Subqueries that are used inside expressions are pulled out of these expressions and conditionally executed beforehand. The effective behavior is short-circuiting evaluation. An example is the ternary operator.

Consider the following query:

RETURN RAND() > 0.5 ? (RETURN 1) : 0

It get transformed into something more like this, with the calculation of the subquery happening before the evaluation of the condition:

LET temp1 = RAND() > 0.5
LET temp2 = (FILTER temp1 RETURN 1)
RETURN temp1 ? temp2 : 0

The condition is evaluated separately and stored in a variable, then the subquery is executed conditionally using a FILTER operation. Finally, the ternary operator reuses the result of the evaluated condition to determine which value to return.

The short-circuiting behavior allows you to write queries like the following:

LET maybe = DOCUMENT("coll/does_not_exist")
LET dependent = maybe ? (
  FOR attr IN ATTRIBUTES(maybe)
    RETURN attr
) : "document not found"
RETURN dependent

The maybe variable can be null, which cannot be iterated over with FOR and calling ATTRIBUTES() with null as argument would raise a query warning. However, the subquery is only executed if DOCUMENT() found a document, so this query works without issues.

Similarly, when you use subqueries as sub-expressions that are combined with logical AND or OR, the subqueries are only executed if the outcome is yet to be determined:

RETURN false AND (RETURN ASSERT(false, "executed"))
RETURN true OR (RETURN ASSERT(false, "executed"))

If the first operand of a logical AND is false, the overall result is false regardless of the second operand. If the first operand of a logical OR is true, the overall result is true regardless of the second operand. As the outcome is already determined, there is no need to execute the subqueries in these cases.

Subqueries that are used inside expressions are pulled out of these expressions and executed beforehand. That means that subqueries do not participate in lazy evaluation of operands, for example in the ternary operator.

Consider the following query:

RETURN RAND() > 0.5 ? (RETURN 1) : 0

It get transformed into something more like this, with the calculation of the subquery happening before the evaluation of the condition:

LET temp1 = (RETURN 1)
LET temp2 = RAND() > 0.5 ? temp1 : 0
RETURN temp2

The subquery is executed regardless of the condition. In other words, there is no short-circuiting that would avoid the subquery from running in the case that the condition evaluates to false. You may need to take this into account to avoid query errors like

Query: AQL: collection or array expected as operand to FOR loop; you provided a value of type ’null’ (while executing)

LET maybe = DOCUMENT("coll/does_not_exist")
LET dependent = maybe ? (
  FOR attr IN ATTRIBUTES(maybe)
    RETURN attr
) : "document not found"
RETURN dependent

The problem is that the subquery is executed under all circumstances, despite the check whether DOCUMENT() found a document or not.
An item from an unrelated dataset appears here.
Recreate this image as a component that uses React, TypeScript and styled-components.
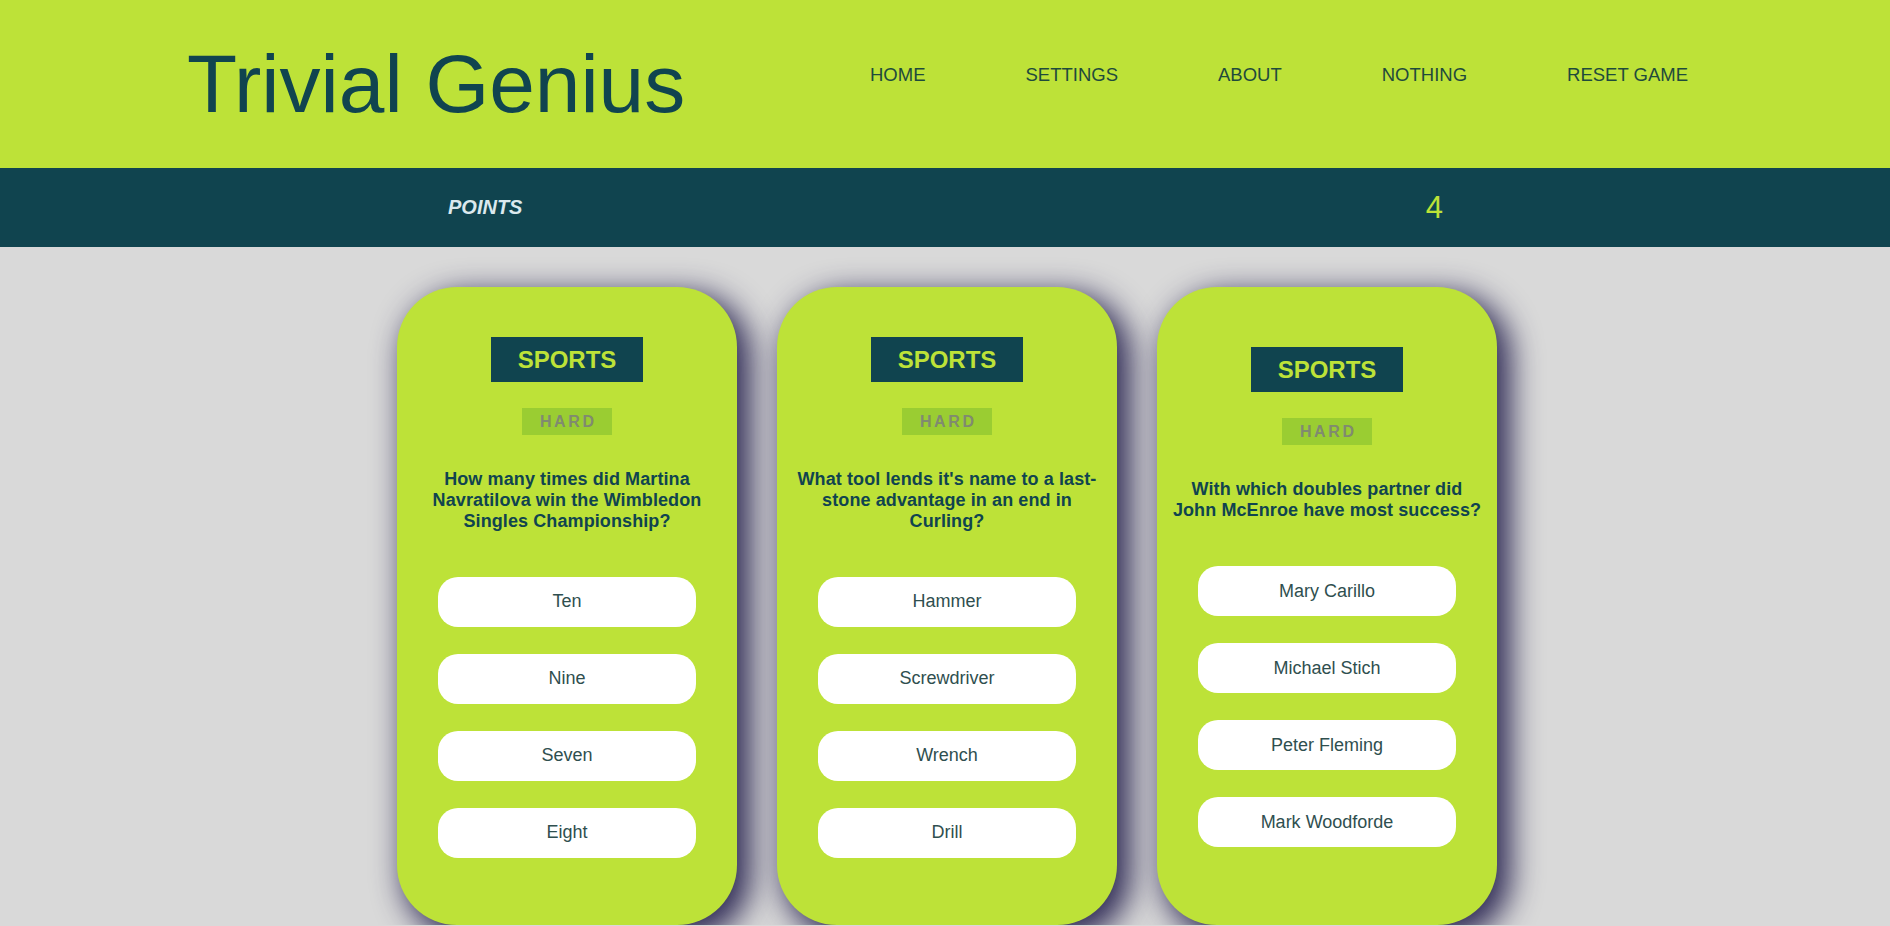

It does not take into account that maybe can be null, which cannot be iterated over with FOR. A possible solution is to fall back to an empty array in the subquery to effectively prevent the loop body from being run:

LET maybe = DOCUMENT("coll/does_not_exist")
LET dependent = maybe ? (
  FOR attr IN NOT_NULL(ATTRIBUTES(maybe || {}), [])
    RETURN attr
) : "document not found"
RETURN dependent

The additional fallback maybe || {} prevents a query warning

invalid argument type in call to function ‘ATTRIBUTES()’

that originates from a null value getting passed to the ATTRIBUTES() function that expects an object.
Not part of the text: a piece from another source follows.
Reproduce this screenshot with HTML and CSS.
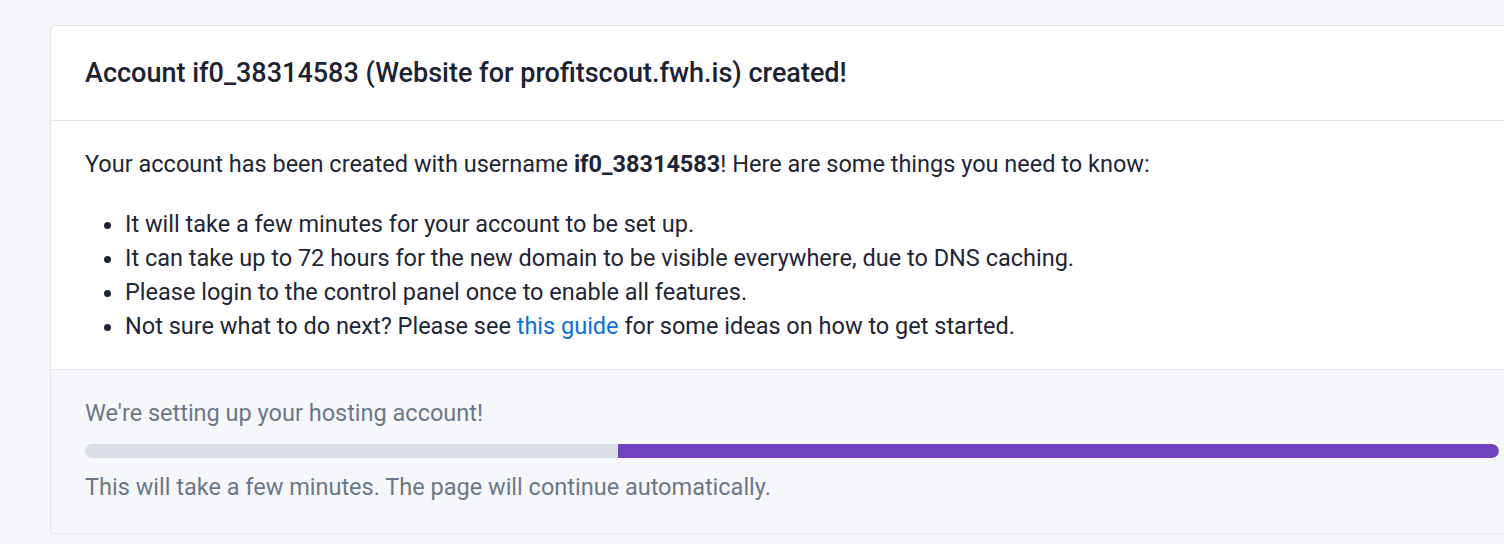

Similarly, when you use subqueries as sub-expressions that are combined with logical AND or OR, the subqueries are always executed:

RETURN false AND (RETURN ASSERT(false, "executed"))
RETURN true OR (RETURN ASSERT(false, "executed"))

If the first operand of a logical AND is false, the overall result is false regardless of the second operand. If the first operand of a logical OR is true, the overall result is true regardless of the second operand. However, the subqueries are run nonetheless, causing both example queries to fail.

You can prevent the subqueries from executing by prepending a FILTER operation with the value of the logical operator’s first operand and negating it in case of an OR:

LET cond = false
RETURN cond AND (FILTER cond RETURN ASSERT(false, "executed"))
LET cond = true
RETURN cond OR (FILTER !cond RETURN ASSERT(false, "executed"))